Sick-Love is the debut remix album by V/Vm, an alias of English musician Leyland Kirby. Released in 2000, it samples several 1960s-1990s pop songs about love, distorting them to create a sinister atmosphere. The album is mostly unavailable physically because of copyright laws; V/Vm later released the similar album The Green Door. Met with a positive reception from music critics, the album and its single received airplay on various radio stations, achieving the NME title of single of the week.

==Composition==
Sick-Love comprises several covers of 1960s-1990s pop songs about love that are put through various sound effects, such as pitch shifting. Most of the songs are recognizable for those who have listened to them before; however, they are distorted to an extreme noise, though not as much as V/Vm's other album The Green Door. Artists and bands sampled include East 17, Bobby Brown, Billy Joel, Berlin, the Bee Gees, Elton John, Robbie Williams, The Beatles, John Lennon, Boyzone, and Yazoo. Other dance and disco tracks of the record feature new vocals or distortions of existing ones that make the original samples nearly unrecognizable. There are sound effects such as background buzz noises, saxophones with distorted notes, and growling vocals.

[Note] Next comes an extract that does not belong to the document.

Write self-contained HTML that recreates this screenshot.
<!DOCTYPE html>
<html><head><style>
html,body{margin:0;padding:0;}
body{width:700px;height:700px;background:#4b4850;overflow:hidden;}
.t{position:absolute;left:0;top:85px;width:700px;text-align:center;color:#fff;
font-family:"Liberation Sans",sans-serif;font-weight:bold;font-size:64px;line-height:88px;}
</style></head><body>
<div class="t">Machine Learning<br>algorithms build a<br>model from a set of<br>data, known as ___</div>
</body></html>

The third track, "The Lady in Red (Is Dancing With Meat)", samples the song of same name by singer Chris de Burgh and distorts it with the intent of rendering it sinister. Its vocal drone is pitched down and distorted so as to sound akin to releases of the Raster-Noton record label. The following track, "I Need Lard" loops several lyrics of its original sample, "I Need Love" by rapper LL Cool J. In "Just the Way You Are XX", the sample is modified in order to become more mutant, while "A Perfect Moment" remakes the style of the English band Portishead. By "Take My Beef Away", sampling "Take My Breath Away" (June 1986) by Berlin, Kirby slows down the synth, making the chorus sound akin to a death wish.

==Release==
Sick-Love was released in the year of 2000 by Kirby's self-operated label V/Vm Test. In a 2008 interview, Kirby said Sick-Love and his other work with pop under the V/Vm alias already explored memory; his later releases under the Caretaker alias would explore memory loss. The musician said most people dismissed Sick-Love as a joke when, according to him, it "was about recontextualisation and memory just as much as any Caretaker album was." The record is mostly unavailable physically because of copyright laws, which may be the reason as to why the most recent samples are the ones with most distortion.

==Reception==

Sick-Love received generally positive reception from music critics, who praised its distortion of pop songs. AllMusic critic Tim DiGravina felt that, while it may be "first-class sonic thievery and manipulation," it would not be a record that listeners "would want to return to with great frequency." Paul Simpson of the same website argued that, for the public that has "a downright evil sense of humor, this is simply one of the best albums ever made." Writing for NME, Stephen Dalton called Sick-Love "a brutally disturbing treatise on pop and our love/hate relationship with it." The Igloo Magazine said the album was fantastic, along with V/Vm's albums of commemorative dates. However, Mark Weddle's more negative review for Brainwashed opined that the album "is fun and funny but the theme and gimmick get a bit old after awhile", and that The Green Door is more varied.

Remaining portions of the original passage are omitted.